===== Dataset section

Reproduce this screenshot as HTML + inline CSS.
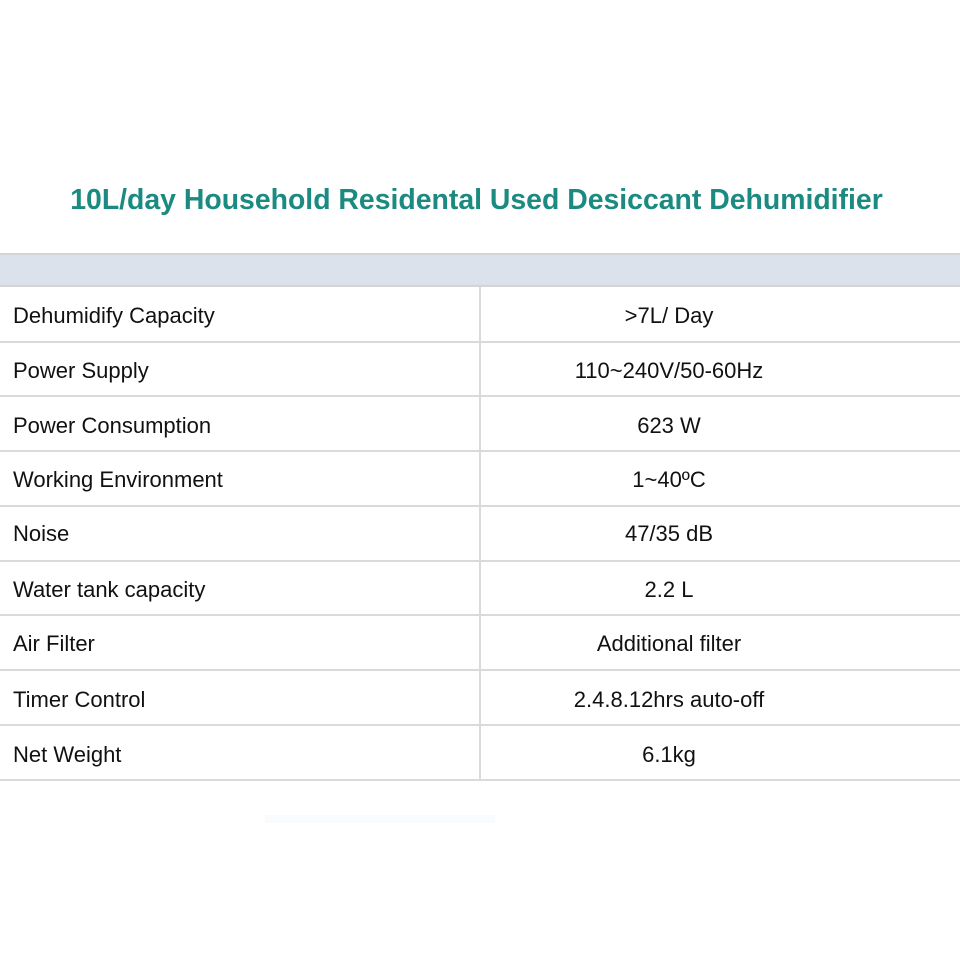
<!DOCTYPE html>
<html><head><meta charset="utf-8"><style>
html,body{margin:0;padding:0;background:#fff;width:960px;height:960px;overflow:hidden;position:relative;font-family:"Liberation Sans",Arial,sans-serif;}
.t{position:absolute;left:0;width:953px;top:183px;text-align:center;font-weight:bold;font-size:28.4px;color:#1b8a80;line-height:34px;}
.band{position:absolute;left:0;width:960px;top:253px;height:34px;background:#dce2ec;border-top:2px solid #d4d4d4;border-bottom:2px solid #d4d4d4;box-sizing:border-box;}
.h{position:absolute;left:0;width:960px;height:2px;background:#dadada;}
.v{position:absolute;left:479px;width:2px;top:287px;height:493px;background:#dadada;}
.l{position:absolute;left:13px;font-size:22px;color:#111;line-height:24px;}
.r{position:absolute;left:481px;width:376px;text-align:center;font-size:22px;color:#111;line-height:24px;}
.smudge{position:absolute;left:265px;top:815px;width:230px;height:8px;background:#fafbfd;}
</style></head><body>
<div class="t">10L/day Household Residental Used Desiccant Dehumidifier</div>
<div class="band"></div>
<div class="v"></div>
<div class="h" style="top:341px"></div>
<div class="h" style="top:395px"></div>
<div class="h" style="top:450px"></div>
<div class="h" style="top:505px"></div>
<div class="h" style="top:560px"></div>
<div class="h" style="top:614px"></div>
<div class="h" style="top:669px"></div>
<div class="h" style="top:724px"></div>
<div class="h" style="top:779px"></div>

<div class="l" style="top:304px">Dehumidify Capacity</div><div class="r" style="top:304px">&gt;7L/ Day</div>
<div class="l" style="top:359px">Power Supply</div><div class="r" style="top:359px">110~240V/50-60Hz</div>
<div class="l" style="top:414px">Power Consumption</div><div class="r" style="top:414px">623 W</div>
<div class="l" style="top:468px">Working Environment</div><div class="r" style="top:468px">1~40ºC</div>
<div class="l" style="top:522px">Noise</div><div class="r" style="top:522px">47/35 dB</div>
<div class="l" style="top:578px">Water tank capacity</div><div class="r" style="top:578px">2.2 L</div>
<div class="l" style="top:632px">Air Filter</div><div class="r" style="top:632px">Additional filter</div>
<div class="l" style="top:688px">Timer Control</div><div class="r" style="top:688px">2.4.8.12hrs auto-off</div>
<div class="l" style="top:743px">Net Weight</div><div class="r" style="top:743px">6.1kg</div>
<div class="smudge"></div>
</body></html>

==========

=== What you need to do ===
Copy out each line word for word, please, skipping the images.

=== Final result ===
Reproduce this screenshot as HTML + inline CSS.
<!DOCTYPE html>
<html><head><meta charset="utf-8"><style>
html,body{margin:0;padding:0;background:#fff;width:960px;height:960px;overflow:hidden;position:relative;font-family:"Liberation Sans",Arial,sans-serif;}
.t{position:absolute;left:0;width:953px;top:183px;text-align:center;font-weight:bold;font-size:28.4px;color:#1b8a80;line-height:34px;}
.band{position:absolute;left:0;width:960px;top:253px;height:34px;background:#dce2ec;border-top:2px solid #d4d4d4;border-bottom:2px solid #d4d4d4;box-sizing:border-box;}
.h{position:absolute;left:0;width:960px;height:2px;background:#dadada;}
.v{position:absolute;left:479px;width:2px;top:287px;height:493px;background:#dadada;}
.l{position:absolute;left:13px;font-size:22px;color:#111;line-height:24px;}
.r{position:absolute;left:481px;width:376px;text-align:center;font-size:22px;color:#111;line-height:24px;}
.smudge{position:absolute;left:265px;top:815px;width:230px;height:8px;background:#fafbfd;}
</style></head><body>
<div class="t">10L/day Household Residental Used Desiccant Dehumidifier</div>
<div class="band"></div>
<div class="v"></div>
<div class="h" style="top:341px"></div>
<div class="h" style="top:395px"></div>
<div class="h" style="top:450px"></div>
<div class="h" style="top:505px"></div>
<div class="h" style="top:560px"></div>
<div class="h" style="top:614px"></div>
<div class="h" style="top:669px"></div>
<div class="h" style="top:724px"></div>
<div class="h" style="top:779px"></div>

<div class="l" style="top:304px">Dehumidify Capacity</div><div class="r" style="top:304px">&gt;7L/ Day</div>
<div class="l" style="top:359px">Power Supply</div><div class="r" style="top:359px">110~240V/50-60Hz</div>
<div class="l" style="top:414px">Power Consumption</div><div class="r" style="top:414px">623 W</div>
<div class="l" style="top:468px">Working Environment</div><div class="r" style="top:468px">1~40ºC</div>
<div class="l" style="top:522px">Noise</div><div class="r" style="top:522px">47/35 dB</div>
<div class="l" style="top:578px">Water tank capacity</div><div class="r" style="top:578px">2.2 L</div>
<div class="l" style="top:632px">Air Filter</div><div class="r" style="top:632px">Additional filter</div>
<div class="l" style="top:688px">Timer Control</div><div class="r" style="top:688px">2.4.8.12hrs auto-off</div>
<div class="l" style="top:743px">Net Weight</div><div class="r" style="top:743px">6.1kg</div>
<div class="smudge"></div>
</body></html>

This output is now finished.